Pass a mutable reference into function

pub struct Item {
    
}

pub struct Configuration {
    pub items: Vec<Item>,
}


lazy_static! {
    static ref CONFIG: RwLock<Configuration> = RwLock::new(Configuration::default());
}


pub fn update<F>(func: F) -> Result<(), Box<dyn std::error::Error>>
    where F: FnMut(&mut Configuration) 
{
    let writer = CONFIG.write().unwrap();
    let cfg : &mut Configuration = &mut writer;
    func(cfg);

    Ok(())
}

I have the code above, now I want to update the items in CONFIG

update(|cfg : &mut Configuration| {
    for (i, item) in (&cfg.items).iter().enumerate() {
        cfg.items.remove(i); 
        ^^^^^^^^^^^^^^^^^^^ cannot borrow as mutable
    }
})

Please how to fix this issue? thank you.

remove requires a mutable reference while the Iterator takes an immutable reference. If you just want to empty the vector I would suggest to simply call cfg.items.clear().

In other cases, retain might be useful.

To update vector elements in place, use iter_mut instead of iter.

What you're trying to do here is called iterator invalidation error. It's not acceptable in any languages.
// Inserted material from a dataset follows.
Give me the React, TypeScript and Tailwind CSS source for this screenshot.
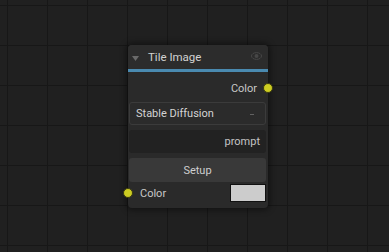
export default function App() {
  return (
    <div
      className="relative w-[389px] h-[252px] overflow-hidden bg-[#202020] bg-[linear-gradient(to_right,#171717_1px,transparent_1px),linear-gradient(to_bottom,#171717_1px,transparent_1px)] bg-[size:40px_40px] bg-[position:7px_5px]"
      style={{ fontFamily: 'Roboto, "Liberation Sans", sans-serif' }}
    >
      {/* Node */}
      <div className="absolute left-[128px] top-[45px] w-[140px] h-[163px] rounded-[4px] bg-[#2a2a2a] shadow-[0_0_6px_2px_rgba(0,0,0,0.45)] flex flex-col">
        {/* Header */}
        <div className="h-[24px] flex items-center pl-[4px] pr-[6px] rounded-t-[4px] bg-[#2c2c2c]">
          <svg width="7" height="5" viewBox="0 0 7 5" className="translate-y-[1px]">
            <path d="M0 0 L7 0 L3.5 5 Z" fill="#6a6a6a" />
          </svg>
          <span className="ml-[9px] text-[11.5px] text-[#d2d2d2] leading-none translate-y-[1px]">Tile Image</span>
          <svg width="11" height="8" viewBox="0 0 11 8" className="ml-auto translate-y-[-1px]">
            <ellipse cx="5.5" cy="4" rx="5" ry="3.4" fill="none" stroke="#474747" strokeWidth="1" />
            <circle cx="5.5" cy="4" r="2" fill="#474747" />
          </svg>
        </div>
        <div className="h-[3px] bg-[#4a8ab0]" />

        {/* Output row */}
        <div className="relative mt-[5px] h-[22px] flex items-center justify-end pr-[11px]">
          <span className="text-[11px] text-[#c8c8c8] translate-y-[1px]">Color</span>
          <span className="absolute right-[-5px] top-1/2 -translate-y-1/2 w-[10px] h-[10px] rounded-full bg-[#cccc22] border border-[#3a3a10]" />
        </div>

        {/* Select */}
        <div className="mt-[3px] ml-[1px] w-[137px] h-[23px] rounded-[3px] border border-[#3b3b3b] bg-[#2b2b2b] flex items-center pl-[6px] pr-[11px]">
          <span className="text-[11px] text-[#d4d4d4] translate-y-[1px]">Stable Diffusion</span>
          <span className="ml-auto w-[4px] h-[1px] bg-[#626262] translate-y-[1px]" />
        </div>

        {/* Prompt */}
        <div className="mt-[5px] ml-[1px] w-[137px] h-[23px] rounded-[3px] bg-[#222222] flex items-center justify-end pr-[6px]">
          <span className="text-[11px] text-[#c4c4c4] translate-y-[1px]">prompt</span>
        </div>

        {/* Setup */}
        <div className="mt-[5px] ml-[1px] w-[137px] h-[24px] rounded-[3px] bg-[#393939] flex items-center justify-center">
          <span className="text-[11px] text-[#cfcfcf] translate-y-[1px]">Setup</span>
        </div>

        {/* Input row */}
        <div className="relative mt-[2px] h-[18px] flex items-center pl-[12px] pr-[2px]">
          <span className="absolute left-[-5px] top-1/2 -translate-y-1/2 w-[10px] h-[10px] rounded-full bg-[#cccc22] border border-[#3a3a10]" />
          <span className="text-[11px] text-[#c8c8c8] translate-y-[1px]">Color</span>
          <span className="ml-auto w-[36px] h-[18px] bg-[#cccccc] border border-[#111111]" />
        </div>
      </div>
    </div>
  );
}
In C++ it would silently corrupt your memory, in Java it would throws exception, and in Rust it would fails to compile.

The cfg.items.iter() methods returns an iterator over shared references of elements in the vector. To do so, it contains a shared reference of the vector itself. Due to the aliasing rule, it effectively prevents to take a unique reference(&mut) to the vector so you can't modify it during the iterator is alive.